## Begin Provided data

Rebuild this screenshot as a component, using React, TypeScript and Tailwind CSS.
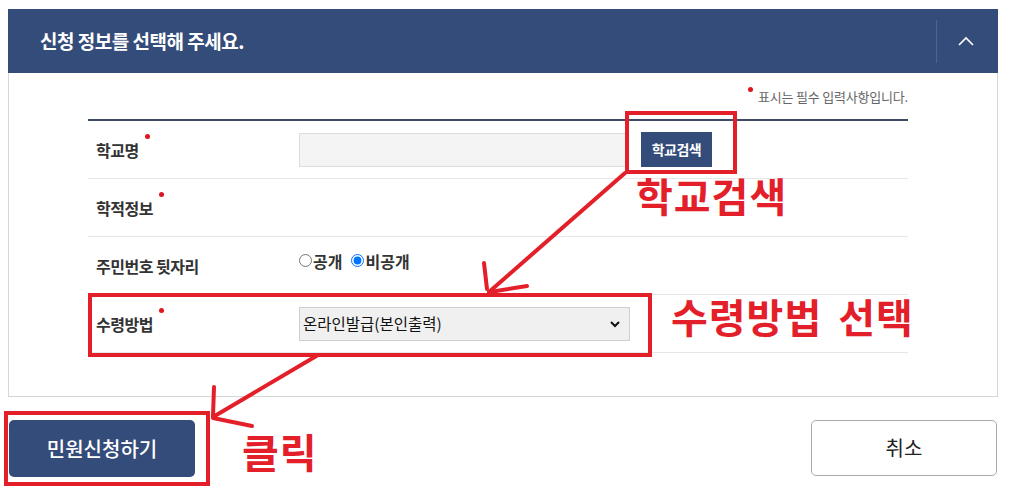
import React from 'react';

const font = { fontFamily: '"Noto Sans CJK KR", "Noto Sans", sans-serif' };

function Label({ text, required }: { text: string; required?: boolean }) {
    return (
        <div className="w-[211px] shrink-0 pl-[8px] flex items-center">
            <span className="relative text-[16px] font-semibold text-[#333] tracking-[-0.5px]">
                {text}
                {required && <span className="absolute -right-[11px] -top-[4px] w-[5px] h-[5px] rounded-full bg-[#e0141e]" />}
            </span>
        </div>
    );
}

export default function App() {
    return (
        <div className="relative w-[1014px] h-[496px] bg-white overflow-hidden" style={font}>
            {/* panel */}
            <div className="ml-[8px] mt-[9px] w-[990px]">
                <div className="h-[64px] bg-[#344c79] flex items-center">
                    <h2 className="pl-[32px] flex-1 text-[19px] font-bold text-white tracking-[-0.5px]">신청 정보를 선택해 주세요.</h2>
                    <div className="h-[43px] border-l border-[#4d6390]" />
                    <div className="w-[61px] flex justify-center pr-[4px]">
                        <svg width="16" height="10" viewBox="0 0 16 10" fill="none" stroke="white" strokeWidth="1.6">
                            <path d="M1 9 L8 2 L15 9" />
                        </svg>
                    </div>
                </div>
                <div className="h-[324px] border border-t-0 border-[#d6d6d6] pl-[79px] pr-[89px]">
                    <div className="h-[46px] flex items-center justify-end pt-[2px]">
                        <span className="relative text-[13px] text-[#666] tracking-[-0.2px]">
                            <span className="absolute -left-[10px] top-[0px] w-[5px] h-[5px] rounded-full bg-[#e0141e]" />
                            표시는 필수 입력사항입니다.
                        </span>
                    </div>
                    <div className="border-t-2 border-[#3d4a63]">
                        <div className="h-[58px] border-b border-[#e6e6e6] flex items-center">
                            <Label text="학교명" required />
                            <div className="w-[328px] h-[34px] bg-[#f4f4f4] border border-[#dcdcdc]" />
                            <button className="ml-[14px] w-[71px] h-[35px] bg-[#344c79] text-white text-[14px] font-semibold tracking-[-0.5px]">학교검색</button>
                        </div>
                        <div className="h-[58px] border-b border-[#e6e6e6] flex items-center">
                            <Label text="학적정보" required />
                        </div>
                        <div className="h-[58px] border-b border-[#e6e6e6] flex items-center">
                            <Label text="주민번호 뒷자리" />
                            <div className="flex items-center gap-[9px] -mt-[10px] text-[16px] font-semibold text-[#333]">
                                <label className="flex items-center gap-[1px]">
                                    <input type="radio" name="rrn" className="w-[13px] h-[13px] m-0" />
                                    공개
                                </label>
                                <label className="flex items-center gap-[1px]">
                                    <input type="radio" name="rrn" defaultChecked className="w-[13px] h-[13px] m-0" />
                                    비공개
                                </label>
                            </div>
                        </div>
                        <div className="h-[58px] border-b border-[#e6e6e6] flex items-center">
                            <Label text="수령방법" required />
                            <div className="relative w-[331px] h-[34px]">
                                <select className="appearance-none w-full h-full bg-[#f0f0f0] border border-[#cfcfcf] pl-[3px] text-[15.5px] text-[#111] outline-none" style={font}>
                                    <option>온라인발급(본인출력)</option>
                                </select>
                                <svg className="absolute right-[10px] top-[14px]" width="10" height="7" viewBox="0 0 10 7" fill="none" stroke="#111" strokeWidth="2">
                                    <path d="M1 1 L5 5 L9 1" />
                                </svg>
                            </div>
                        </div>
                    </div>
                </div>
            </div>

            {/* action buttons */}
            <div className="mt-[23px] pl-[9px] pr-[17px] flex justify-between">
                <button className="w-[186px] h-[57px] rounded-[5px] bg-[#344c79] text-white text-[20px] font-medium">민원신청하기</button>
                <button className="w-[186px] h-[56px] rounded-[5px] border border-[#aaa] bg-white text-[#222] text-[20px]">취소</button>
            </div>

            {/* red annotations */}
            <div className="absolute left-[625px] top-[111px] w-[112px] h-[63px] border-4 border-[#e3202a]" />
            <div className="absolute left-[88px] top-[293px] w-[564px] h-[64px] border-4 border-[#e3202a]" />
            <div className="absolute left-[4px] top-[411px] w-[206px] h-[75px] border-4 border-[#e3202a]" />
            <div className="absolute left-[636px] top-[175px] text-[40px] leading-none font-bold tracking-[1px] text-[#e3202a]">학교검색</div>
            <div className="absolute left-[671px] top-[296px] text-[40px] leading-none font-bold tracking-[1px] [word-spacing:6px] text-[#e3202a]">수령방법 선택</div>
            <div className="absolute left-[242px] top-[431px] text-[40px] leading-none font-bold tracking-[1px] text-[#e3202a]">클릭</div>
            <svg className="absolute left-0 top-0" width="1014" height="496" fill="none" stroke="#e3202a" strokeWidth="4" strokeLinecap="round">
                <path d="M625 173 L489 292" />
                <path d="M484 263 L487 289" />
                <path d="M527 286 L490 292" />
                <path d="M318 355 L213 417" />
                <path d="M214 387 L213 416" />
                <path d="M252 426 L213 418" />
            </svg>
        </div>
    );
}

## End Provided data

Transcribe the whole listing exactly. Pictures are excluded.

Rebuild this screenshot as a component, using React, TypeScript and Tailwind CSS.
import React from 'react';

const font = { fontFamily: '"Noto Sans CJK KR", "Noto Sans", sans-serif' };

function Label({ text, required }: { text: string; required?: boolean }) {
    return (
        <div className="w-[211px] shrink-0 pl-[8px] flex items-center">
            <span className="relative text-[16px] font-semibold text-[#333] tracking-[-0.5px]">
                {text}
                {required && <span className="absolute -right-[11px] -top-[4px] w-[5px] h-[5px] rounded-full bg-[#e0141e]" />}
            </span>
        </div>
    );
}

export default function App() {
    return (
        <div className="relative w-[1014px] h-[496px] bg-white overflow-hidden" style={font}>
            {/* panel */}
            <div className="ml-[8px] mt-[9px] w-[990px]">
                <div className="h-[64px] bg-[#344c79] flex items-center">
                    <h2 className="pl-[32px] flex-1 text-[19px] font-bold text-white tracking-[-0.5px]">신청 정보를 선택해 주세요.</h2>
                    <div className="h-[43px] border-l border-[#4d6390]" />
                    <div className="w-[61px] flex justify-center pr-[4px]">
                        <svg width="16" height="10" viewBox="0 0 16 10" fill="none" stroke="white" strokeWidth="1.6">
                            <path d="M1 9 L8 2 L15 9" />
                        </svg>
                    </div>
                </div>
                <div className="h-[324px] border border-t-0 border-[#d6d6d6] pl-[79px] pr-[89px]">
                    <div className="h-[46px] flex items-center justify-end pt-[2px]">
                        <span className="relative text-[13px] text-[#666] tracking-[-0.2px]">
                            <span className="absolute -left-[10px] top-[0px] w-[5px] h-[5px] rounded-full bg-[#e0141e]" />
                            표시는 필수 입력사항입니다.
                        </span>
                    </div>
                    <div className="border-t-2 border-[#3d4a63]">
                        <div className="h-[58px] border-b border-[#e6e6e6] flex items-center">
                            <Label text="학교명" required />
                            <div className="w-[328px] h-[34px] bg-[#f4f4f4] border border-[#dcdcdc]" />
                            <button className="ml-[14px] w-[71px] h-[35px] bg-[#344c79] text-white text-[14px] font-semibold tracking-[-0.5px]">학교검색</button>
                        </div>
                        <div className="h-[58px] border-b border-[#e6e6e6] flex items-center">
                            <Label text="학적정보" required />
                        </div>
                        <div className="h-[58px] border-b border-[#e6e6e6] flex items-center">
                            <Label text="주민번호 뒷자리" />
                            <div className="flex items-center gap-[9px] -mt-[10px] text-[16px] font-semibold text-[#333]">
                                <label className="flex items-center gap-[1px]">
                                    <input type="radio" name="rrn" className="w-[13px] h-[13px] m-0" />
                                    공개
                                </label>
                                <label className="flex items-center gap-[1px]">
                                    <input type="radio" name="rrn" defaultChecked className="w-[13px] h-[13px] m-0" />
                                    비공개
                                </label>
                            </div>
                        </div>
                        <div className="h-[58px] border-b border-[#e6e6e6] flex items-center">
                            <Label text="수령방법" required />
                            <div className="relative w-[331px] h-[34px]">
                                <select className="appearance-none w-full h-full bg-[#f0f0f0] border border-[#cfcfcf] pl-[3px] text-[15.5px] text-[#111] outline-none" style={font}>
                                    <option>온라인발급(본인출력)</option>
                                </select>
                                <svg className="absolute right-[10px] top-[14px]" width="10" height="7" viewBox="0 0 10 7" fill="none" stroke="#111" strokeWidth="2">
                                    <path d="M1 1 L5 5 L9 1" />
                                </svg>
                            </div>
                        </div>
                    </div>
                </div>
            </div>

            {/* action buttons */}
            <div className="mt-[23px] pl-[9px] pr-[17px] flex justify-between">
                <button className="w-[186px] h-[57px] rounded-[5px] bg-[#344c79] text-white text-[20px] font-medium">민원신청하기</button>
                <button className="w-[186px] h-[56px] rounded-[5px] border border-[#aaa] bg-white text-[#222] text-[20px]">취소</button>
            </div>

            {/* red annotations */}
            <div className="absolute left-[625px] top-[111px] w-[112px] h-[63px] border-4 border-[#e3202a]" />
            <div className="absolute left-[88px] top-[293px] w-[564px] h-[64px] border-4 border-[#e3202a]" />
            <div className="absolute left-[4px] top-[411px] w-[206px] h-[75px] border-4 border-[#e3202a]" />
            <div className="absolute left-[636px] top-[175px] text-[40px] leading-none font-bold tracking-[1px] text-[#e3202a]">학교검색</div>
            <div className="absolute left-[671px] top-[296px] text-[40px] leading-none font-bold tracking-[1px] [word-spacing:6px] text-[#e3202a]">수령방법 선택</div>
            <div className="absolute left-[242px] top-[431px] text-[40px] leading-none font-bold tracking-[1px] text-[#e3202a]">클릭</div>
            <svg className="absolute left-0 top-0" width="1014" height="496" fill="none" stroke="#e3202a" strokeWidth="4" strokeLinecap="round">
                <path d="M625 173 L489 292" />
                <path d="M484 263 L487 289" />
                <path d="M527 286 L490 292" />
                <path d="M318 355 L213 417" />
                <path d="M214 387 L213 416" />
                <path d="M252 426 L213 418" />
            </svg>
        </div>
    );
}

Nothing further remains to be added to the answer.